SHORT TASK: Exactly the lines from the one with "Emit a component" to the one with "string; name: string;", both included, are to be printed again; leave out the rest.

AVAILABLE DATA:
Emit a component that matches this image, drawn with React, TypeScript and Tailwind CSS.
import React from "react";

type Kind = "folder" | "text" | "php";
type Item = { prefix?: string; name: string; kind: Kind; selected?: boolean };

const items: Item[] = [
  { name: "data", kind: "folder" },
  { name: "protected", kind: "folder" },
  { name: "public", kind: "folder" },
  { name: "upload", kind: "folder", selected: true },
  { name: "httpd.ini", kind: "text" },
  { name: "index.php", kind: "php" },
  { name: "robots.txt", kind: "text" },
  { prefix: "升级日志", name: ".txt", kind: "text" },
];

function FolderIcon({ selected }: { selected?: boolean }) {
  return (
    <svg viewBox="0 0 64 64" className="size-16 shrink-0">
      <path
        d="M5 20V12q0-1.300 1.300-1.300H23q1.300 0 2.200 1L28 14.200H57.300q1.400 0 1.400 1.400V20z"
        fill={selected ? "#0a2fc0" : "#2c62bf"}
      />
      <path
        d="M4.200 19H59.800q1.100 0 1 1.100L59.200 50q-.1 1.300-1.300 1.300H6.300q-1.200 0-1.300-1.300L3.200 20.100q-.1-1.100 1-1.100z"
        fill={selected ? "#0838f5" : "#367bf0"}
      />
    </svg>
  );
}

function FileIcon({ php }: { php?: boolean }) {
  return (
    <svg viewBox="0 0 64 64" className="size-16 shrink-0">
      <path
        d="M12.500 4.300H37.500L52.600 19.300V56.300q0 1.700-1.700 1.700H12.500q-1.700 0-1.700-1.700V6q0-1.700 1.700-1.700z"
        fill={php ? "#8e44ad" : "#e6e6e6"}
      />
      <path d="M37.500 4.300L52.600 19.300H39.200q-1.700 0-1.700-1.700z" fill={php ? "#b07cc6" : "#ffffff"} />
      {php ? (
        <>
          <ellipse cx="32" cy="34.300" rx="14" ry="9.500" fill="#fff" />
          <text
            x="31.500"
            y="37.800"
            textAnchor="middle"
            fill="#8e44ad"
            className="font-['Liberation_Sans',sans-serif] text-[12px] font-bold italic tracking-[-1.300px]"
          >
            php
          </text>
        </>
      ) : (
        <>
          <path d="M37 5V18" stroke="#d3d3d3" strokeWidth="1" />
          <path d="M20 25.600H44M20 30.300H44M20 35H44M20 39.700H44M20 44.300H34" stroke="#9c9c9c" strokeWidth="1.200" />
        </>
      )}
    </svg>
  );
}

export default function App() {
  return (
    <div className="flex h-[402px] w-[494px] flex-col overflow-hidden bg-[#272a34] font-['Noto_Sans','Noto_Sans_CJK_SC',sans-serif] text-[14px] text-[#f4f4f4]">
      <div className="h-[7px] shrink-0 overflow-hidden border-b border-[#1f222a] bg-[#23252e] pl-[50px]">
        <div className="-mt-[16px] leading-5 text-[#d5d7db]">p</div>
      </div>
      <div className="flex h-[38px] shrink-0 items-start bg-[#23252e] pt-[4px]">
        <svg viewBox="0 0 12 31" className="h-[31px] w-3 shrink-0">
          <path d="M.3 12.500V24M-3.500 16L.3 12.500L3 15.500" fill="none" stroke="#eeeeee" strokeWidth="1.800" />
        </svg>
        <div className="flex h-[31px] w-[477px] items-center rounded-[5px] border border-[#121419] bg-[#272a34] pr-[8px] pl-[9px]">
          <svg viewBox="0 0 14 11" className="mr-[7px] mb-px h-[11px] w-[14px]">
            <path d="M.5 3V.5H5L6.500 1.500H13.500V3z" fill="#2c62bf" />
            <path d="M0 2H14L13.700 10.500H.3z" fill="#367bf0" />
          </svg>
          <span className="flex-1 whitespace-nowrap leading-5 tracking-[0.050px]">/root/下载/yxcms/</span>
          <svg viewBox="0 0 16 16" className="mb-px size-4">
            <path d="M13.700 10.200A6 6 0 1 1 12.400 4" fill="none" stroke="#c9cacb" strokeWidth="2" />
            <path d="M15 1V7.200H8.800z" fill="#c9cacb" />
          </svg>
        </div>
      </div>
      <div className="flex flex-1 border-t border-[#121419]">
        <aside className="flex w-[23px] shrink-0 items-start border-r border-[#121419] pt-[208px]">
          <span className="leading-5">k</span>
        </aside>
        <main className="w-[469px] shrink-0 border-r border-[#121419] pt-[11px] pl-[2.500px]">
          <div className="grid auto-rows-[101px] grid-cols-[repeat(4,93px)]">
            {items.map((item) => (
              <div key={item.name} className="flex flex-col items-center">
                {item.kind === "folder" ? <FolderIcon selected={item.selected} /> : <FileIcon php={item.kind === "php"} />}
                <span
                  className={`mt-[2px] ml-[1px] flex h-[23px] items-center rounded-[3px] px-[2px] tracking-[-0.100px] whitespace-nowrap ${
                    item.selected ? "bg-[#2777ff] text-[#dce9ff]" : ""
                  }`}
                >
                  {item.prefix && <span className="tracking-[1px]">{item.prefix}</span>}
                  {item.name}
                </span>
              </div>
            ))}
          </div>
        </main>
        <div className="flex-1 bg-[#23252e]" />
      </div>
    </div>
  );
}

==

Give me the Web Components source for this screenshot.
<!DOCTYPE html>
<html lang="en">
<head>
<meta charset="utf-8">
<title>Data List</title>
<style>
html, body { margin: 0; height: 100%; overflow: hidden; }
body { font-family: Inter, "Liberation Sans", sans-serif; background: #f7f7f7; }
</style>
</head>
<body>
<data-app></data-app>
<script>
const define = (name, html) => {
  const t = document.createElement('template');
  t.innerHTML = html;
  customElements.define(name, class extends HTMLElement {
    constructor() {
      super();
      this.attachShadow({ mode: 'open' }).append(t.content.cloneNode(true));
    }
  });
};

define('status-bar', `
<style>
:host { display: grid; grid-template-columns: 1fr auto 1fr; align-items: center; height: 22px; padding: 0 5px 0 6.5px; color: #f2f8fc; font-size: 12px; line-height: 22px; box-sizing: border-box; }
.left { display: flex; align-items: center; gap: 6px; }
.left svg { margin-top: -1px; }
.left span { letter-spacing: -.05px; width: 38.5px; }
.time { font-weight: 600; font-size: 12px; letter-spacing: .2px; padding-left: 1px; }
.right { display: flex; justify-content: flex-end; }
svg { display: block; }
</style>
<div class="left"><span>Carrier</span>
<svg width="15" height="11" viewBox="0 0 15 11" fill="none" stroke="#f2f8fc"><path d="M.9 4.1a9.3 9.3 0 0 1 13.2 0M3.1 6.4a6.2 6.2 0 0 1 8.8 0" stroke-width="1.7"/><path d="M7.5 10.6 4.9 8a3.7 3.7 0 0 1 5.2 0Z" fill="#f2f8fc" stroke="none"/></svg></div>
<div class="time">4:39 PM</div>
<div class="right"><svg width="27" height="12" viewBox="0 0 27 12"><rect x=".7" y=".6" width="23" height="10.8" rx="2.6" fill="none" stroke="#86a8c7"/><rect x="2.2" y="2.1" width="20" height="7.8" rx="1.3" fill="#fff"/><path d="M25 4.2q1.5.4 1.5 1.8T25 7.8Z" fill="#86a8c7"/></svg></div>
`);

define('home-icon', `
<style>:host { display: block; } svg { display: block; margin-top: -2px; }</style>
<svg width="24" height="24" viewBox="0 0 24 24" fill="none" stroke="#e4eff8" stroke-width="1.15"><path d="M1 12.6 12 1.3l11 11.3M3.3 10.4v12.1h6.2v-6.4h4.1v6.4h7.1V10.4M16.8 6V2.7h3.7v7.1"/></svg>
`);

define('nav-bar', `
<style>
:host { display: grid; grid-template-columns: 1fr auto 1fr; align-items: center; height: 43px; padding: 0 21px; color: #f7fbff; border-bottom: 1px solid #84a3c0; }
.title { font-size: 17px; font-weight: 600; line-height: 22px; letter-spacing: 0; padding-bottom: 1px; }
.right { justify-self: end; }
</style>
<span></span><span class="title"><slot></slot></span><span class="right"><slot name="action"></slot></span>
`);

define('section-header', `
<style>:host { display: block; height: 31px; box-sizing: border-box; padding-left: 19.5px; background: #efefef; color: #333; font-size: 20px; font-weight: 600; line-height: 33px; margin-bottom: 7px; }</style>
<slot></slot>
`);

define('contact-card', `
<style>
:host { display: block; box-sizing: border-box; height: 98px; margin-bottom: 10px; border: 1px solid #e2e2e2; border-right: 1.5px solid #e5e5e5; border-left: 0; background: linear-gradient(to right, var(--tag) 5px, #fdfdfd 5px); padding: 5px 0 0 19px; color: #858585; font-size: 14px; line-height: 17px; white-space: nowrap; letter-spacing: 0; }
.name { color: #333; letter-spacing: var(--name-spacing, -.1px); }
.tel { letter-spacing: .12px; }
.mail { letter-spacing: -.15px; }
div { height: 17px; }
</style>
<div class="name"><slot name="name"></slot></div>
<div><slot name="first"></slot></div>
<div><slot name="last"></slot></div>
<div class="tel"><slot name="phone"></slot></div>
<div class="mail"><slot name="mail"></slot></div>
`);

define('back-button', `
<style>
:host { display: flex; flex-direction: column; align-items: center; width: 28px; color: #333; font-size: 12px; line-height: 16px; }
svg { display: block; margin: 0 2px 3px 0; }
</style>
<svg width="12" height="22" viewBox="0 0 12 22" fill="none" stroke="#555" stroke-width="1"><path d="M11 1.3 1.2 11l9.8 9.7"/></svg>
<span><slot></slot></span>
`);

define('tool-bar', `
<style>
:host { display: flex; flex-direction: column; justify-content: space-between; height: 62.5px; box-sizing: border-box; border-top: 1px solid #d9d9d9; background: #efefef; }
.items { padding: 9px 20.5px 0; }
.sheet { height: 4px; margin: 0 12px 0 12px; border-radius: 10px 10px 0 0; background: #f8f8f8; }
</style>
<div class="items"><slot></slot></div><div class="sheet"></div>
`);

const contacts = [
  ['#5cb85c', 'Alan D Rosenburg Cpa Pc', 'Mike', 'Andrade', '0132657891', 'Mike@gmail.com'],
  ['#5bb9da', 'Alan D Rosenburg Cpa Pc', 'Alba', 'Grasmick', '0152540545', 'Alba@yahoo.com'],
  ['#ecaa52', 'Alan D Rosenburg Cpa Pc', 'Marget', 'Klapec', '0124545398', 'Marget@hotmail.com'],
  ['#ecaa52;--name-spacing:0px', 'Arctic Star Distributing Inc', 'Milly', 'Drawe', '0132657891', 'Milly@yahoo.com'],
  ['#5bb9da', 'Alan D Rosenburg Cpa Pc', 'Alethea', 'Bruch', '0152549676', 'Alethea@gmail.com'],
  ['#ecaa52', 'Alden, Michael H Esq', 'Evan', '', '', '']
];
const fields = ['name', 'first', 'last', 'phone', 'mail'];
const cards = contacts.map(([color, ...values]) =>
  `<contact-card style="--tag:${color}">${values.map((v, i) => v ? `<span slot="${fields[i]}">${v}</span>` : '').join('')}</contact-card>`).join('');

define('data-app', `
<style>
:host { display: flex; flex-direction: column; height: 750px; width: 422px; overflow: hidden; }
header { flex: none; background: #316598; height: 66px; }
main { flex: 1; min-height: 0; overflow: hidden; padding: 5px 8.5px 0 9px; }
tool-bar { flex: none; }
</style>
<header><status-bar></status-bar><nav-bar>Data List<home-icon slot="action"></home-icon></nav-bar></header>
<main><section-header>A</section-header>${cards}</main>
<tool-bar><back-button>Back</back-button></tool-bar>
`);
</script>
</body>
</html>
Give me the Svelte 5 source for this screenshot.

ANSWER TO THE PROBLEM:
Emit a component that matches this image, drawn with React, TypeScript and Tailwind CSS.
import React from "react";

type Kind = "folder" | "text" | "php";
type Item = { prefix?: string; name: string; kind: Kind; selected?: boolean };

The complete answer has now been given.